Probiotika – Modeerscheinungen oder echte Gesundheitspartner?

Dr. med. Nathalie Jacquelin-Ravel

In einer Welt, in der der Darm immer mehr als unser «zweites Gehirn» angesehen wird, spielen Probiotika eine zentrale Rolle in Gesundheitsdiskussionen. Doch was steckt eigentlich hinter dem Trendbegriff der Wissenschaft? Wir haben bei Dr. med. Nathalie Jacquelin-Ravel, Spezialistin für klinische und metabolische Ernährung, nachgefragt, welche Rolle diese «guten Bakterien» spielen und welchen Nutzen sie tatsächlich für unseren Körper haben. | Adeline Beijns

Können Sie uns auf einfache Weise erklären, was Probiotika sind und wie sie mit unserem Darm interagieren?

Probiotika sind lebende Mikroorganismen, die, wenn sie in ausreichender Menge aufgenommen werden, über die herkömmlichen Ernährungseffekte hinaus einen positiven Effekt auf die Gesundheit haben. Sie wirken hauptsächlich durch komplexe Mechanismen wie Immunmodulation, Verbesserung der Verdauung und direkte Konkurrenz mit Krankheitserregern. Sie schaffen eine pathogenfeindliche Umgebung, unter anderem indem sie hemmende Substanzen produzieren. Zudem regen sie die Produktion von schützendem Schleim an, stärken die Darmbarriere und verhindern gleichzeitig, dass Krankheitserreger an den Darmwänden anhaften.

Welchen konkreten Nutzen kann man von einer Supplementierung mit Probiotika erwarten?

Probiotische Produkte, die in verschiedenen Formen von Lebensmitteln bis hin zu Medikamenten erhältlich sind, erfreuen sich derzeit grosser Beliebtheit. Ihre Rolle steht in engem Zusammenhang mit den natürlich vorkommenden Mikroben in unserem Darm. Diese Wechselwirkung zwischen Probiotika und Darm-Mikrobiota könnte ein wesentlicher Faktor sein, um die menschliche Gesundheit positiv zu beeinflussen.

In welchen Situationen empfehlen Sie Probiotika konkret?

Die meisten Probiotika, die derzeit verwendet werden, stammen aus fermentierten Lebensmitteln oder gesunden menschlichen Darm-Mikrobiota, vor allem Laktobazillen und Bifidobakterien. Sie sind in der Regel für gesunde Bevölkerungsgruppen bestimmt, aber bei immungeschwächten oder schwer kranken Personen sollte ihre Verwendung auf bestimmte, wissenschaftlich validierte Stämme beschränkt werden.
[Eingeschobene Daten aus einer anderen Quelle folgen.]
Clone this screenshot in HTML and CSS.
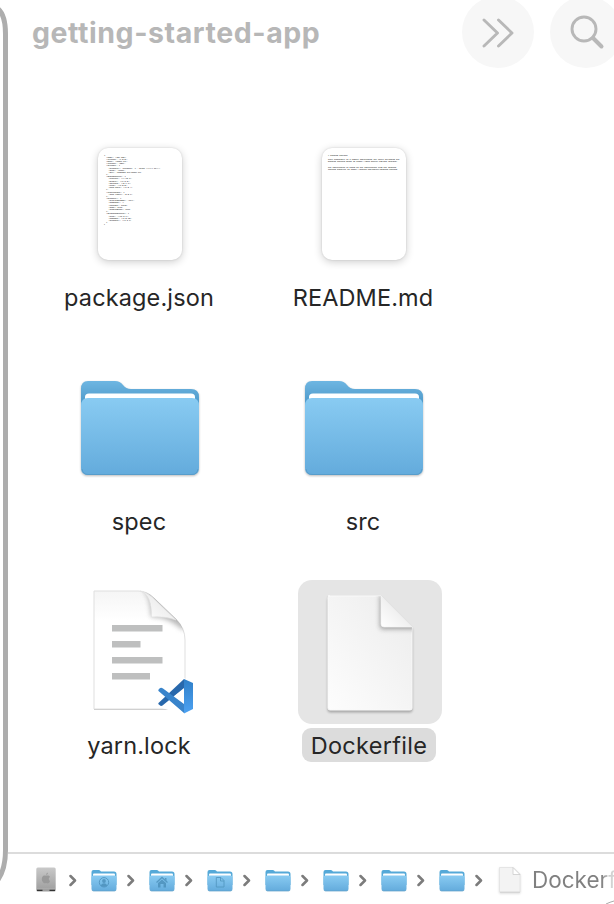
FILE: index.html
```html
<!DOCTYPE html>
<html lang="en">
<head>
<meta charset="utf-8">
<title>getting-started-app</title>
<link rel="stylesheet" href="styles.css">
</head>
<body>
<svg class="defs" width="0" height="0" aria-hidden="true">
  <defs>
    <linearGradient id="front" x1="0" y1="0" x2="0" y2="1"><stop offset="0" stop-color="#89cbf2"/><stop offset="1" stop-color="#63abdc"/></linearGradient>
    <linearGradient id="back" x1="0" y1="0" x2="0" y2="1"><stop offset="0" stop-color="#6eb6e2"/><stop offset=".25" stop-color="#529dcd"/></linearGradient>
    <linearGradient id="sheet" x1="1" y1="0" x2="0" y2="1"><stop offset="0" stop-color="#ececec"/><stop offset="1" stop-color="#fdfdfd"/></linearGradient>
    <linearGradient id="page" x1="0" y1="0" x2="0" y2="1"><stop offset="0" stop-color="#f5f5f5"/><stop offset=".25" stop-color="#fff"/></linearGradient>
    <linearGradient id="fold" x1="0" y1="1" x2=".6" y2=".4"><stop offset="0" stop-color="#fff"/><stop offset="1" stop-color="#ededed"/></linearGradient>
    <filter id="soft" x="-50%" y="-50%" width="200%" height="200%"><feGaussianBlur stdDeviation="2.8"/></filter>
    <linearGradient id="metal" x1="0" y1="0" x2="0" y2="1"><stop offset="0" stop-color="#c9c9c9"/><stop offset="1" stop-color="#9c9c9c"/></linearGradient>
    <linearGradient id="codeblue" x1="0" y1="0" x2="0" y2="1"><stop offset="0" stop-color="#2f7fc8"/><stop offset="1" stop-color="#4da2f2"/></linearGradient>
    <clipPath id="blankclip"><path d="M2 1H55L86 32V113Q86 115 84 115H4Q2 115 2 113V3Q2 1 4 1Z"/></clipPath>
    <clipPath id="lockclip"><path d="M1 1H45Q54 1 61 8L83 29Q92 38 92 50V119H1Z"/></clipPath>
    <symbol id="folder" viewBox="0 0 120 98">
      <path d="M1 10Q1 2 8 2H35Q40 2 43 6Q46 10 51 10H111Q119 10 119 18V80H1Z" fill="url(#back)"/>
      <path d="M5 30V18Q5 14.500 9 14.500H111Q115 14.500 115 18V30Z" fill="#fff"/>
      <path d="M1 27Q1 19 8 19H112Q119 19 119 27V89Q119 96 112 96H8Q1 96 1 89Z" fill="url(#front)"/>
      <path d="M2 90Q3 95.500 8 95.500H112Q117 95.500 118 90" fill="none" stroke="#579dcb"/>
    </symbol>
    <symbol id="smallfolder" viewBox="0 0 26 23">
      <path d="M.5 3Q.5 1 2.500 1H8Q9 1 10 2.500H23Q25.500 2.500 25.500 5V16H.5Z" fill="#55a9d8"/>
      <path d="M2 9V5.500Q2 4.500 3 4.500H23Q24 4.500 24 5.500V9Z" fill="#fff"/>
      <path d="M.5 8.500Q.5 6.500 2.500 6.500H23.500Q25.500 6.500 25.500 8.500V20Q25.500 22 23.500 22H2.500Q.5 22 .5 20Z" fill="url(#front)"/>
      <path d="M1 21Q1.500 22 2.500 22H23.500Q24.500 22 25 21" fill="none" stroke="#609fc6" stroke-width=".7"/>
    </symbol>
    <symbol id="chevron" viewBox="0 0 8 12"><path d="M1.500 1.500L6 6L1.500 10.500" fill="none" stroke="#7c7c7c" stroke-width="2.500" stroke-linecap="round" stroke-linejoin="round"/></symbol>
  </defs>
</svg>

<main class="window">
  <header class="toolbar">
    <h1>getting-started-app</h1>
    <button class="round" aria-label="More"><svg width="72" height="72" viewBox="0 0 72 72"><path d="M22 24L35.500 37L22 50M36.500 24L50 37L36.500 50" class="tool"/></svg></button>
    <button class="round" aria-label="Search"><svg width="72" height="72" viewBox="0 0 72 72"><circle cx="34" cy="33" r="12" class="tool"/><path d="M43 42L51.500 50.500" class="tool handle"/></svg></button>
  </header>

  <section class="files">
    <div class="file">
      <div class="thumb"><div class="preview"><svg class="mini" width="84" height="112"><g class="code"></g></svg></div></div>
      <span class="name">package.json</span>
    </div>
    <div class="file">
      <div class="thumb"><div class="preview"><svg class="mini" width="84" height="112"><g class="readme"></g></svg></div></div>
      <span class="name">README.md</span>
    </div>
    <div class="file">
      <div class="thumb"><svg class="bigfolder" width="120" height="98"><use href="#folder"/></svg></div>
      <span class="name">spec</span>
    </div>
    <div class="file">
      <div class="thumb"><svg class="bigfolder" width="120" height="98"><use href="#folder"/></svg></div>
      <span class="name">src</span>
    </div>
    <div class="file">
      <div class="thumb">
        <svg class="lock" width="102" height="126" viewBox="0 0 102 126">
          <path d="M1 1H45Q54 1 61 8L83 29Q92 38 92 50V119H1Z" fill="url(#page)" stroke="#dfdfdf"/>
          <g clip-path="url(#lockclip)"><path d="M50 0Q57 4 58 27Q74 26 90 40L98 30L60 -4Z" fill="#888" opacity=".6" filter="url(#soft)"/></g>
          <path d="M1 119.500H82" stroke="#d0d0d0"/>
          <path d="M47 1Q59 4 58.500 27Q72 26 83 30L59 7Q53 2 47 1Z" fill="url(#fold)" stroke="#e2e2e2" stroke-width=".7"/>
          <path d="M19 35H69.500V41.500H19ZM19 51H47.500V57.500H19ZM19 67H69.500V73.500H19ZM19 83H57V89.500H19Z" fill="#bebfbf"/>
          <path d="M64 101L69 97L91 88L101 92V120L91 125L69 118L64 114L73 107Z" fill="#fff"/>
          <path d="M65.500 113L91 89V98L69.500 115.500Q68 116.500 66.500 115Q64.500 114 65.500 113Z" fill="#2868ac"/>
          <path d="M65.500 101Q64.500 100 66.500 98.500Q68 97 70 98.500L91 114V123Z" fill="#3984cb"/>
          <path d="M91 89L100 93V119L91 123.500Z" fill="url(#codeblue)"/>
          <path d="M91 99V113L81.500 106Z" fill="#fff"/>
        </svg>
      </div>
      <span class="name">yarn.lock</span>
    </div>
    <div class="file selected">
      <div class="thumb">
        <svg class="blank" width="90" height="118" viewBox="0 0 90 118">
          <path d="M2 1H55L86 32V113Q86 115 84 115H4Q2 115 2 113V3Q2 1 4 1Z" fill="url(#sheet)" stroke="#f9f9f9"/>
          <g clip-path="url(#blankclip)"><path d="M54 0V31Q54 34 57 34H90V12Z" fill="#777" opacity=".7" filter="url(#soft)"/></g>
          <path d="M55 1V29Q55 32 58 32H86Z" fill="url(#fold)" stroke="#f4f4f4" stroke-width=".7"/>
        </svg>
      </div>
      <span class="name">Dockerfile</span>
    </div>
  </section>

  <footer class="path">
    <svg class="drive" width="20" height="25" viewBox="0 0 20 25"><rect x=".3" y=".5" width="19.400" height="24" rx="1.500" fill="url(#metal)"/><path d="M1 21.500H19" stroke="#aaa"/><path d="M1 23.300H6.500M13.500 23.300H19" stroke="#333" stroke-width="1.200"/><path d="M10 8.800C11.500 8 14 8.500 14 10C12 11 13 13.500 14 14C13 17 11.500 16.500 10 16C8.500 16.500 7.500 16.500 6.200 14C5 10.500 7 7.500 10 8.800ZM10 8Q10 6.200 12 5.500Q12 7.500 10 8Z" fill="#999"/></svg>
    <svg class="sep" width="8" height="13"><use href="#chevron"/></svg>
    <svg class="step" width="26" height="23" viewBox="0 0 26 23"><use href="#smallfolder"/><g fill="#4b8fba" opacity=".8"><circle cx="13" cy="13.300" r="4.700" fill="none" stroke="#4b8fba"/><circle cx="13" cy="12" r="1.900"/><path d="M9.500 16.500Q13 12 16.500 16.500Q13 19 9.500 16.500Z"/></g></svg>
    <svg class="sep" width="8" height="13"><use href="#chevron"/></svg>
    <svg class="step" width="26" height="23" viewBox="0 0 26 23"><use href="#smallfolder"/><g opacity=".8"><path d="M7.500 13.500L13 8.500L18.500 13.500" fill="none" stroke="#4b8fba" stroke-width="1.300"/><path d="M9 14L13 10.500L17 14V18.500H14.500V15H11.500V18.500H9ZM16 9H17.500V12L16 10.500Z" fill="#4b8fba"/></g></svg>
    <svg class="sep" width="8" height="13"><use href="#chevron"/></svg>
    <svg class="step" width="26" height="23" viewBox="0 0 26 23"><use href="#smallfolder"/><path d="M9.300 8.500H14L17 11.500V18H9.300ZM13.500 8.500V12H17" fill="none" stroke="#5498c2" stroke-width=".9"/></svg>
    <svg class="sep" width="8" height="13"><use href="#chevron"/></svg>
    <svg class="step" width="26" height="23"><use href="#smallfolder"/></svg>
    <svg class="sep" width="8" height="13"><use href="#chevron"/></svg>
    <svg class="step" width="26" height="23"><use href="#smallfolder"/></svg>
    <svg class="sep" width="8" height="13"><use href="#chevron"/></svg>
    <svg class="step" width="26" height="23"><use href="#smallfolder"/></svg>
    <svg class="sep" width="8" height="13"><use href="#chevron"/></svg>
    <svg class="step" width="26" height="23"><use href="#smallfolder"/></svg>
    <svg class="sep" width="8" height="13"><use href="#chevron"/></svg>
    <svg class="doc" width="22" height="26" viewBox="0 0 22 26"><path d="M.5.500H14L21 7.500V25H.5Z" fill="#f3f3f3" stroke="#e5e5e5"/><path d="M14 .5V7.500H21Z" fill="#fff" stroke="#ccc" stroke-width=".8"/><path d="M1 25.300H21" stroke="#ccc" stroke-width=".7"/></svg>
    <span class="current">Dockerfile</span>
  </footer>
  <svg class="edge" width="9" height="904" viewBox="0 0 9 904"><path d="M-3 8Q5.500 14 5.500 34V850Q5.500 870 -3 881" fill="none" stroke="#adadad" stroke-width="5"/></svg>
  <svg class="corner" width="8" height="4"><path d="M0 4Q4 2 8 1" fill="none" stroke="#aaa"/></svg>
</main>
<script src="script.js"></script>
</body>
</html>
```

FILE: styles.css
```css
* { box-sizing: border-box; }
body { margin: 0; background: #fff; font-family: Inter, "Liberation Sans", sans-serif; color: #262626; }
svg { display: block; flex: none; }
.defs { position: absolute; }
.window { position: relative; width: 614px; height: 904px; overflow: hidden; display: flex; flex-direction: column; background: #fff; }
.toolbar { display: flex; height: 132px; padding-left: 32px; align-items: flex-start; }
h1 { margin: 15px 0 0; width: 430px; flex: none; font-size: 28.500px; line-height: 35px; font-weight: 700; color: #b7b7b7; white-space: nowrap; letter-spacing: .55px; }
.round { flex: none; width: 72px; height: 72px; padding: 0; margin: -4px 16px 0 0; border: 0; border-radius: 50%; background: #f7f7f7; }
.tool { fill: none; stroke: #b8b8b8; stroke-width: 2.900; stroke-linecap: round; stroke-linejoin: round; }
.handle { stroke-width: 4; }
.files { display: grid; grid-template-columns: 224px 224px; grid-template-rows: 224px 224px 224px; padding-left: 28px; height: 720px; }
.file { display: flex; flex-direction: column; align-items: center; }
.thumb { width: 144px; height: 144px; display: flex; justify-content: center; border-radius: 14px; }
.preview { width: 84px; height: 112px; margin-top: 16px; border-radius: 10px; background: #fff; box-shadow: 0 2px 8px #0003, 0 0 2px #0002; }
.bigfolder { margin-top: 23px; filter: drop-shadow(0 1px 1px #0004); }
.lock { margin: 10px 0 0 8px; }
.blank { margin: 15px 0 0 2px; filter: drop-shadow(0 2px 1px #0004); }
.name { height: 34px; margin-top: 4px; padding: 0 9px; line-height: 35px; font-size: 23.500px; letter-spacing: .13px; font-weight: 400; border-radius: 9px; white-space: nowrap; margin-left: -2px; }
.selected { padding-left: 12px; }
.selected .thumb { background: #e5e5e5; }
.selected .name { background: #dcdcdc; letter-spacing: .3px; }
.mini text { font-family: "Liberation Mono", monospace; font-size: 1.900px; fill: #555; stroke: #555; stroke-width: .06px; white-space: pre; }
.path { height: 52px; border-top: 2px solid #dcdcdc; padding: 1px 0 0 28px; display: flex; align-items: center; margin-left: 8px; }
.sep { margin: 2px 0 0 13px; }
.step { margin: 1px 0 0 14px; }
.step + .sep { margin-left: 10px; }
.doc { margin-left: 16px; filter: drop-shadow(0 1px 1px #0002); }
.current { margin-left: 11px; font-size: 22.500px; white-space: nowrap; color: transparent; background: linear-gradient(90deg, #808080 70px, #ccc 76px, #ddd 86px); background-clip: text; }
.edge { position: absolute; left: 0; top: 0; }
.corner { position: absolute; right: 0; bottom: 0; }
```

FILE: script.js
```js
const packageLines = [
  '{', '  "name": "101-app",', '  "version": "1.0.0",', '  "main": "index.js",', '  "license": "MIT",',
  '  "scripts": {', '    "prettify": "prettier -l --write \\"**/*.js\\"",', '    "test": "jest",',
  '    "dev": "nodemon src/index.js"', '  },', '  "dependencies": {', '    "express": "^4.18.2",',
  '    "mysql2": "^2.3.3",', '    "sqlite3": "^5.1.2",', '    "uuid": "^9.0.0",', '    "wait-port": "^1.0.4"',
  '  },', '  "resolutions": {', '    "ansi-regex": "5.0.1"', '  },', '  "prettier": {',
  '    "trailingComma": "all",', '    "tabWidth": 4,', '    "useTabs": false,', '    "semi": true,',
  '    "singleQuote": true', '  },', '  "devDependencies": {', '    "jest": "^29.3.1",',
  '    "nodemon": "^2.0.20",', '    "prettier": "^2.7.1"', '  }', '}'
];
const readmeLines = [
  '# Getting started', '', 'This repository is a sample application for users following the',
  'getting started guide at https://docs.docker.com/get-started/.', '', '',
  'The application is based on the application from the getting',
  'started tutorial at https://github.com/docker/getting-started'
];
function drawLines(selector, lines, step) {
  const group = document.querySelector(selector);
  lines.forEach((line, i) => {
    const text = document.createElementNS('http://www.w3.org/2000/svg', 'text');
    text.setAttribute('x', 6);
    text.setAttribute('y', 7.5 + i * step);
    text.textContent = line;
    group.appendChild(text);
  });
}
drawLines('.code', packageLines, 2.18);
drawLines('.readme', readmeLines, 2.1);
```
Aktuell sind nur wenige Indikationen anerkannt, darunter akuter Durchfall bei Kindern, Vorbeugung von antibiotikabedingtem Durchfall, Pouchitis, Colitis ulcerosa sowie gewisse Verdauungsstörungen wie Reizdarmsyndrom und Laktoseintoleranz. Ermutigende Ergebnisse gibt es auch beim metabolischen Syndrom, bei bestimmten Lungeninfektionen sowie neurologischen und psychiatrischen Erkrankungen. Diese Anwendungen erfordern jedoch eine bessere Auswahl der Stämme und ein tieferes Verständnis ihrer Wirkungsmechanismen.
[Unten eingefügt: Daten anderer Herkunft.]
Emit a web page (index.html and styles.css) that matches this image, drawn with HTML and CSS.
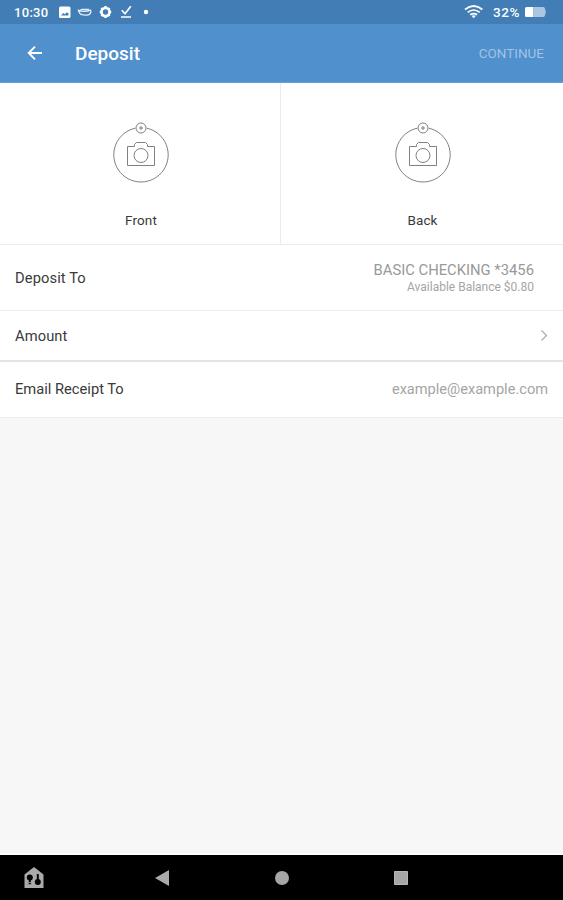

Kann man sich allein auf die Ernährung verlassen, um genügend Probiotika zu sich zu nehmen, oder braucht es Nahrungsergänzungsmittel?

Epidemiologische Daten belegen die Rolle der Ernährung für die Erhaltung des Gesundheitszustandes. Die Mechanismen vieler Erkrankungen sind zum Teil durch Ernährungsfaktoren beeinflusst. Die Mikrobiota ist ein wichtiger Akteur bei diesen Mechanismen. Sie selbst wird stark durch die Ernährung beeinflusst. Ein mediterran inspiriertes Modell gilt als das vorteilhafteste.

Ist es besser, Probiotika punktuell einzusetzen oder langfristig regelmässig einzunehmen?

Am positivsten lässt sich unsere Mikrobiota durch Ernährung, Bewegung, Schlaf und einen bewussten Umgang mit Stress und unserer Umwelt beeinflussen. Zudem ist es wichtig zu bedenken, dass Probiotike nicht zur Selbstmedikation verwendet werden sollten. Entsprechend gibt es für jedes Krankheitsbild spezifische Indikationen und somit Dosierungsschemata, die entsprechend der ärztlichen Verordnung beachtet werden müssen.